Climate change doesn’t have to increase the challenge of feeding the planet
Wheat harvest in England (Photo: Martin Pettitt, www.flickr.com)
Global climate change impacts on crop yields up to the 2050s can be small for rice and wheat, and modest for maize, provided farmers adopt practices and technologies such as improved varieties, planting at optimal times, and improved water and fertilizer management. This conclusion was drawn from a review of 157 studies from across the world.
Over the last decades, a large number of scientific studies have been carried out on climate change impacts on crop yields. In a review study, the results of 157 of these studies from across the world, published in the period 1984 to 2016, were combined to assess climate change impacts on the yields of three major crops: wheat, maize and rice. In addition to potential impacts, also the effects of different adaptation strategies to mitigate these impacts were studied. This was done for every country across the world.

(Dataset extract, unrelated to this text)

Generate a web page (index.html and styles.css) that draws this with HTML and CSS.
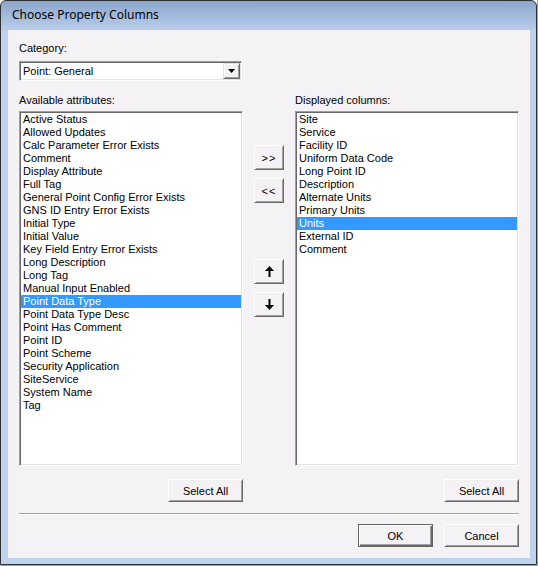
FILE: index.html
```html
<!DOCTYPE html>
<html>
<head>
<meta charset="utf-8">
<link rel="stylesheet" href="styles.css">
</head>
<body>
<div class="frame">
  <div class="window">
    <div class="titlebar"><span class="title">Choose Property Columns</span></div>
    <div class="client">
      <div class="label cat-label">Category:</div>
      <div class="combo">
        <span class="combo-text">Point: General</span>
        <span class="combo-btn"><svg width="7" height="4" viewBox="0 0 7 4"><polygon points="0,0 7,0 3.5,4" fill="#000"/></svg></span>
      </div>
      <div class="columns">
        <div class="col">
          <div class="label">Available attributes:</div>
          <ul class="listbox">
            <li>Active Status</li>
            <li>Allowed Updates</li>
            <li>Calc Parameter Error Exists</li>
            <li>Comment</li>
            <li>Display Attribute</li>
            <li>Full Tag</li>
            <li>General Point Config Error Exists</li>
            <li>GNS ID Entry Error Exists</li>
            <li>Initial Type</li>
            <li>Initial Value</li>
            <li>Key Field Entry Error Exists</li>
            <li>Long Description</li>
            <li>Long Tag</li>
            <li>Manual Input Enabled</li>
            <li class="selected">Point Data Type</li>
            <li>Point Data Type Desc</li>
            <li>Point Has Comment</li>
            <li>Point ID</li>
            <li>Point Scheme</li>
            <li>Security Application</li>
            <li>SiteService</li>
            <li>System Name</li>
            <li>Tag</li>
          </ul>
          <div class="col-foot"><button class="btn">Select All</button></div>
        </div>
        <div class="mid">
          <div class="btn-group">
            <button class="btn small">&gt;&gt;</button>
            <button class="btn small">&lt;&lt;</button>
          </div>
          <div class="btn-group move-group">
            <button class="btn small"><svg width="9" height="11" viewBox="0 0 9 11"><polygon points="4.5,0 9,5 0,5" fill="#000"/><rect x="3.5" y="5" width="2" height="6" fill="#000"/></svg></button>
            <button class="btn small"><svg width="9" height="11" viewBox="0 0 9 11"><rect x="3.5" y="0" width="2" height="6" fill="#000"/><polygon points="0,6 9,6 4.5,11" fill="#000"/></svg></button>
          </div>
        </div>
        <div class="col">
          <div class="label">Displayed columns:</div>
          <ul class="listbox">
            <li>Site</li>
            <li>Service</li>
            <li>Facility ID</li>
            <li>Uniform Data Code</li>
            <li>Long Point ID</li>
            <li>Description</li>
            <li>Alternate Units</li>
            <li>Primary Units</li>
            <li class="selected">Units</li>
            <li>External ID</li>
            <li>Comment</li>
          </ul>
          <div class="col-foot"><button class="btn">Select All</button></div>
        </div>
      </div>
      <div class="separator"></div>
      <div class="actions">
        <button class="btn default">OK</button>
        <button class="btn">Cancel</button>
      </div>
    </div>
  </div>
</div>
</body>
</html>
```
FILE: styles.css
```css
html, body {
  margin: 0;
  padding: 0;
  background: #ffffff;
}
.frame {
  width: 538px;
  height: 566px;
  box-sizing: border-box;
  border-right: 1px solid #3ccbe6;
  border-bottom: 1px solid #3ccbe6;
}
.window {
  width: 537px;
  height: 565px;
  box-sizing: border-box;
  border: 1px solid #2f3235;
  border-radius: 6px 6px 0 0;
  background: linear-gradient(to bottom, #8aa6cc 0px, #b9cdea 29px, #bfd3ef 30px, #bfd3ef 100%);
  padding: 0 6px 6px 7px;
  display: flex;
  flex-direction: column;
}
.titlebar {
  height: 29px;
  flex: none;
  box-sizing: border-box;
  padding: 4px 0 0 4px;
}
.title {
  font-family: "Noto Sans", "Open Sans", sans-serif;
  font-size: 12px;
  line-height: 20px;
  color: #000;
}
.client {
  flex: 1;
  background: #f5f2f5;
  padding: 12px 11px 0 11px;
  font-family: "Liberation Sans", Arial, sans-serif;
  font-size: 11px;
  color: #000;
}
.label {
  line-height: 13px;
  height: 13px;
  white-space: nowrap;
}
.combo {
  margin-top: 6px;
  width: 223px;
  height: 20px;
  box-sizing: border-box;
  background: #fff;
  border-top: 1px solid #a0a0a0;
  border-left: 1px solid #a0a0a0;
  border-right: 1px solid #fff;
  border-bottom: 1px solid #fff;
  box-shadow: inset 1px 1px 0 #696969, inset -1px -1px 0 #e3e3e3;
  display: flex;
  align-items: center;
  justify-content: space-between;
  padding: 1px 1px 1px 2px;
}
.combo-text {
  line-height: 13px;
  padding-left: 1px;
}
.combo-btn {
  width: 17px;
  height: 16px;
  box-sizing: border-box;
  background: #f5f2f5;
  border-top: 1px solid #e3e3e3;
  border-left: 1px solid #e3e3e3;
  border-right: 1px solid #696969;
  border-bottom: 1px solid #696969;
  box-shadow: inset 1px 1px 0 #fff, inset -1px -1px 0 #a0a0a0;
  display: flex;
  align-items: center;
  justify-content: center;
}
.combo-btn svg { display: block; }
.columns {
  margin-top: 13px;
  display: flex;
}
.col {
  width: 224px;
  display: flex;
  flex-direction: column;
}
.listbox {
  list-style: none;
  margin: 4px 0 0 0;
  padding: 0;
  height: 355px;
  box-sizing: border-box;
  background: #fff;
  border-top: 1px solid #a0a0a0;
  border-left: 1px solid #a0a0a0;
  border-right: 1px solid #fff;
  border-bottom: 1px solid #fff;
  box-shadow: inset 1px 1px 0 #696969, inset -1px -1px 0 #e3e3e3;
  padding: 1px;
}
.listbox li {
  height: 13px;
  line-height: 13px;
  padding-left: 2px;
  white-space: nowrap;
  overflow: hidden;
}
.listbox li.selected {
  background: #3399ff;
  color: #fff;
}
.col-foot {
  margin-top: 13px;
  display: flex;
  justify-content: flex-end;
}
.btn {
  width: 75px;
  height: 23px;
  box-sizing: border-box;
  margin: 0;
  padding: 0;
  font-family: "Liberation Sans", Arial, sans-serif;
  font-size: 11px;
  color: #000;
  background: #f5f2f5;
  border-top: 1px solid #fff;
  border-left: 1px solid #fff;
  border-right: 1px solid #696969;
  border-bottom: 1px solid #696969;
  box-shadow: inset 1px 1px 0 #f0f0f0, inset -1px -1px 0 #a0a0a0;
  display: flex;
  align-items: center;
  justify-content: center;
}
.btn svg { display: block; }
.btn.default {
  border: 1px solid #646464;
  box-shadow: inset 1px 1px 0 #fff, inset -1px -1px 0 #696969, inset -2px -2px 0 #a0a0a0;
}
.mid {
  width: 52px;
  display: flex;
  flex-direction: column;
  align-items: center;
  padding-top: 51px;
}
.btn-group {
  display: flex;
  flex-direction: column;
  gap: 8px;
}
.move-group {
  margin-top: 56px;
}
.btn.small {
  width: 30px;
  height: 25px;
  letter-spacing: 1px;
}
.separator {
  margin-top: 11px;
  height: 1px;
  border-top: 1px solid #a0a0a0;
  background: #fff;
}
.actions {
  margin-top: 9px;
  display: flex;
  justify-content: flex-end;
  gap: 11px;
}
```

No adaptation, high yield losses
Without adaptation, losses in crop yields due to climate change are high and increase with time. Mean global wheat and rice yield losses increase from 6% in the 2020s to 12% - 15% by 2080s, compared with the reference period of 1960-1990. Similarly, for maize, the combination of 157 studies shows an increase from 9% losses in the 2020s to 20% in the 2080s. Low latitudes generally show higher yield losses except for wheat, which shows only a small reduction until the 2050s.
Mitigation through adaptation
Adaptation can significantly mitigate these impacts. After considering farmers’ adaptation, climate change yield losses are relatively small, especially for wheat and rice. For wheat, global yield losses are 1% in the 2020s and 4% in the 2080s. For rice and maize global yield losses are 3% (2020s) to 6% (2080s), and 6% (2020s) to 13% (2080s), respectively. With adaptation, climate change impacts are not major issues for the production of wheat, rice and maize for many countries until the 2050s.

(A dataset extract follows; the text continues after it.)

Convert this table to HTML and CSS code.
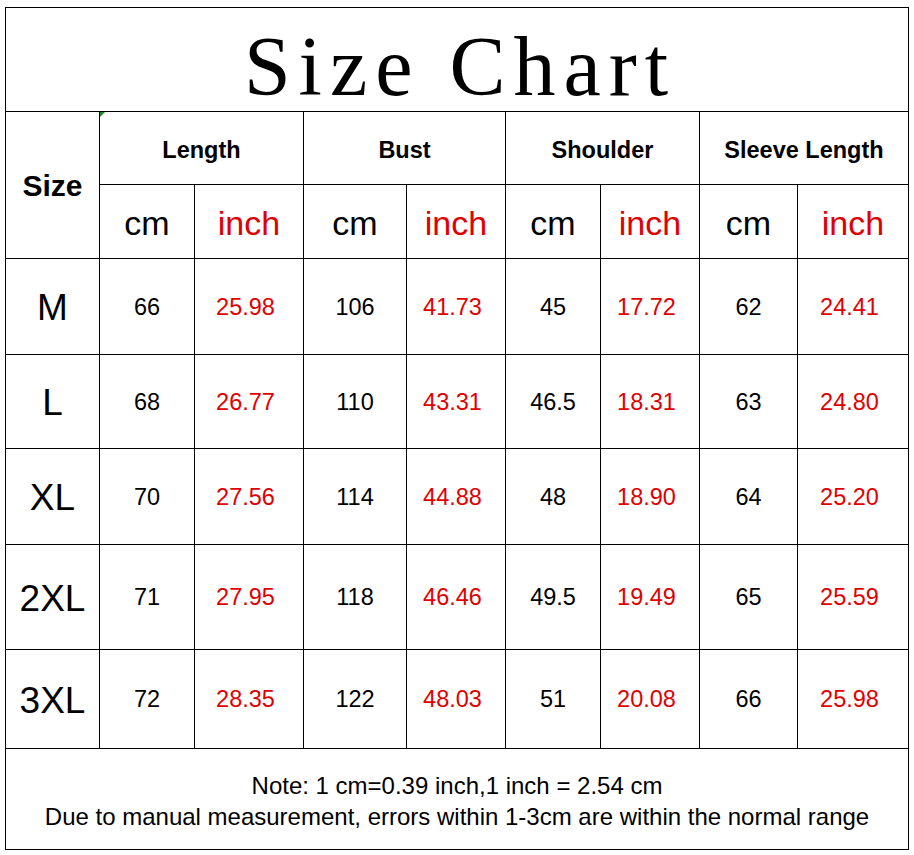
FILE: index.html
```html
<!DOCTYPE html>
<html lang="en">
<head>
<meta charset="utf-8">
<title>Size Chart</title>
<link rel="stylesheet" href="styles.css">
</head>
<body>
<div class="chart">
  <div class="cell title">Size Chart</div>

  <div class="cell size-head">Size</div>
  <div class="cell group marked">Length</div>
  <div class="cell group">Bust</div>
  <div class="cell group">Shoulder</div>
  <div class="cell group">Sleeve Length</div>

  <div class="cell unit">cm</div><div class="cell unit red">inch</div>
  <div class="cell unit">cm</div><div class="cell unit red">inch</div>
  <div class="cell unit">cm</div><div class="cell unit red">inch</div>
  <div class="cell unit">cm</div><div class="cell unit red">inch</div>

  <div class="cell size">M</div>
  <div class="cell val">66</div><div class="cell val red">25.98</div>
  <div class="cell val">106</div><div class="cell val red">41.73</div>
  <div class="cell val">45</div><div class="cell val red">17.72</div>
  <div class="cell val">62</div><div class="cell val red">24.41</div>

  <div class="cell size">L</div>
  <div class="cell val">68</div><div class="cell val red">26.77</div>
  <div class="cell val">110</div><div class="cell val red">43.31</div>
  <div class="cell val">46.5</div><div class="cell val red">18.31</div>
  <div class="cell val">63</div><div class="cell val red">24.80</div>

  <div class="cell size">XL</div>
  <div class="cell val">70</div><div class="cell val red">27.56</div>
  <div class="cell val">114</div><div class="cell val red">44.88</div>
  <div class="cell val">48</div><div class="cell val red">18.90</div>
  <div class="cell val">64</div><div class="cell val red">25.20</div>

  <div class="cell size">2XL</div>
  <div class="cell val">71</div><div class="cell val red">27.95</div>
  <div class="cell val">118</div><div class="cell val red">46.46</div>
  <div class="cell val">49.5</div><div class="cell val red">19.49</div>
  <div class="cell val">65</div><div class="cell val red">25.59</div>

  <div class="cell size">3XL</div>
  <div class="cell val">72</div><div class="cell val red">28.35</div>
  <div class="cell val">122</div><div class="cell val red">48.03</div>
  <div class="cell val">51</div><div class="cell val red">20.08</div>
  <div class="cell val">66</div><div class="cell val red">25.98</div>

  <div class="cell note">
    <p>Note: 1 cm=0.39 inch,1 inch = 2.54 cm</p>
    <p>Due to manual measurement, errors within 1-3cm are within the normal range</p>
  </div>
</div>
</body>
</html>
```

FILE: styles.css
```css
html, body {
  margin: 0;
  padding: 0;
  background: #ffffff;
}

body {
  padding: 7px 0 0 5px;
  font-family: "Liberation Sans", Arial, sans-serif;
  color: #000;
}

.chart {
  display: grid;
  grid-template-columns: 93px 94px 108px 102px 98px 94px 98px 97px 110px;
  grid-template-rows: 103px 72px 73px 95px 93px 95px 104px 98px 100px;
  gap: 1px;
  padding: 1px;
  background: #000;
  width: max-content;
}

.cell {
  background: #fff;
  display: flex;
  align-items: center;
  justify-content: center;
  text-align: center;
  position: relative;
}

.title {
  grid-column: 1 / -1;
  font-family: "Liberation Serif", "Times New Roman", serif;
  font-size: 84px;
  letter-spacing: 8px;
  padding-top: 14px;
  padding-left: 6px;
}

.size-head {
  grid-row: span 2;
  font-weight: bold;
  font-size: 30px;
  padding-top: 2px;
}

.group {
  grid-column: span 2;
  font-weight: bold;
  font-size: 23.5px;
  padding-top: 4px;
}

.marked::before {
  content: "";
  position: absolute;
  left: 0;
  top: 0;
  border-top: 5px solid #1f8a2e;
  border-right: 5px solid transparent;
}

.unit {
  font-size: 34px;
  padding-top: 3px;
}

.size {
  font-size: 37px;
  padding-top: 3px;
}

.val {
  font-size: 23.5px;
  padding-top: 1px;
}

.red {
  color: #e00000;
}

.val.red {
  padding-right: 7px;
}

.note {
  grid-column: 1 / -1;
  flex-direction: column;
  font-size: 24px;
  line-height: 31px;
  padding-top: 4px;
}

.note p {
  margin: 0;
}
```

Several previous studies have shown that food security under climate change is less vulnerable in temperate, high-income countries than in tropical, low-income countries of Asia, Africa and Latin America. The global assessment of these 157 studies shows that such differences may not necessarily be large or significant across political, economic and climatic regions if the right adaptation measures are implemented. Adaptation can help to reduce inter-regional differences.

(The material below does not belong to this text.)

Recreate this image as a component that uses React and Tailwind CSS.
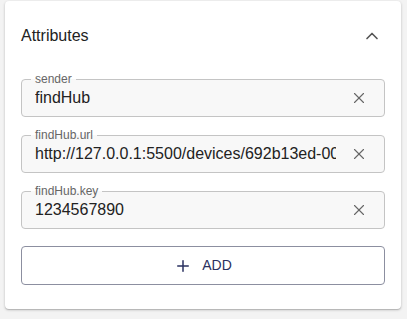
import { ChevronUp, X, Plus } from 'lucide-react';

const fields = [
  { label: 'sender', value: 'findHub' },
  { label: 'findHub.url', value: 'http://127.0.0.1:5500/devices/692b13ed-0000-4000-8000-000000000000' },
  { label: 'findHub.key', value: '1234567890' },
];

function Field({ label, value }) {
  return (
    <div className="relative h-[38px] rounded border border-[#c4c4c4] bg-[#f8f8f8] flex items-center pl-[13px] pr-[16px]">
      <span className="absolute -top-[8px] left-[9px] px-[4px] text-[12px] leading-[14px] text-[#666] bg-[linear-gradient(to_bottom,#ffffff_50%,#f8f8f8_50%)]">
        {label}
      </span>
      <div className="flex-1 overflow-hidden whitespace-nowrap text-[16px] text-[#222] mr-[14px]">{value}</div>
      <X size={18} strokeWidth={1.5} className="text-[#666] shrink-0" />
    </div>
  );
}

export default function App() {
  return (
    <div className="min-h-screen bg-[#f3f3f3] pl-[5px] pt-[1px]" style={{ fontFamily: '"Liberation Sans", Arial, sans-serif' }}>
      <div className="w-[396px] bg-white rounded shadow-[0_1px_3px_rgba(0,0,0,0.2),0_1px_1px_rgba(0,0,0,0.14)] pb-[24px]">
        <div className="h-[69px] px-4 flex items-center justify-between">
          <span className="text-[16px] text-[#222]">Attributes</span>
          <ChevronUp size={20} strokeWidth={2} className="text-[#555] mr-[3px]" />
        </div>
        <div className="px-4 pt-[9px] flex flex-col gap-[18px]">
          {fields.map((f) => (
            <Field key={f.label} {...f} />
          ))}
        </div>
        <div className="px-4 pt-[17px]">
          <button className="w-full h-[39px] rounded border border-[#8c8fa0] flex items-center justify-center gap-[10px] text-[14px] text-[#2a3160] uppercase">
            <Plus size={18} strokeWidth={2} />
            <span>Add</span>
          </button>
        </div>
      </div>
    </div>
  );
}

Out of the assessed adaptation measures, the most effective are improved application of nutrients and improved irrigation. These measures can largely reduce climate change impacts on maize, rice and wheat yields. Other measures, such as changing planting dates and cultivars, are less effective.
Strongest impacts in Middle East and Africa
There will still be food production gaps (supply rates lower than projected demand) in the future; for wheat in top-producing countries in Europe and Asia, Sub-Saharan Africa, and North America, and for rice in a few Central Asian countries. For wheat and rice, the additional impact of climate change, after adaptation, is small however. For maize, many countries of Sub-Saharan Africa and South Asia are primary hotspots where the production gap may increase due to climate change. For all crops combined, yields in the Middle East and Africa will be significantly more impacted compared to other regions.
Good news, with a side note
The good news is that with adaptation, climate change doesn't have to add significantly to the challenge of food production for the majority of countries except for some potential hotspots distributed around the world. Especially in vulnerable, low-latitude countries there is considerable scope for increasing yields. However, massive investment, policy, and institutional support will be needed to facilitate adoption and scaling-out of such practices, and to address climatic variability. The economic costs and institutional support for these adaptation strategies could be a constraint for many lower-income countries.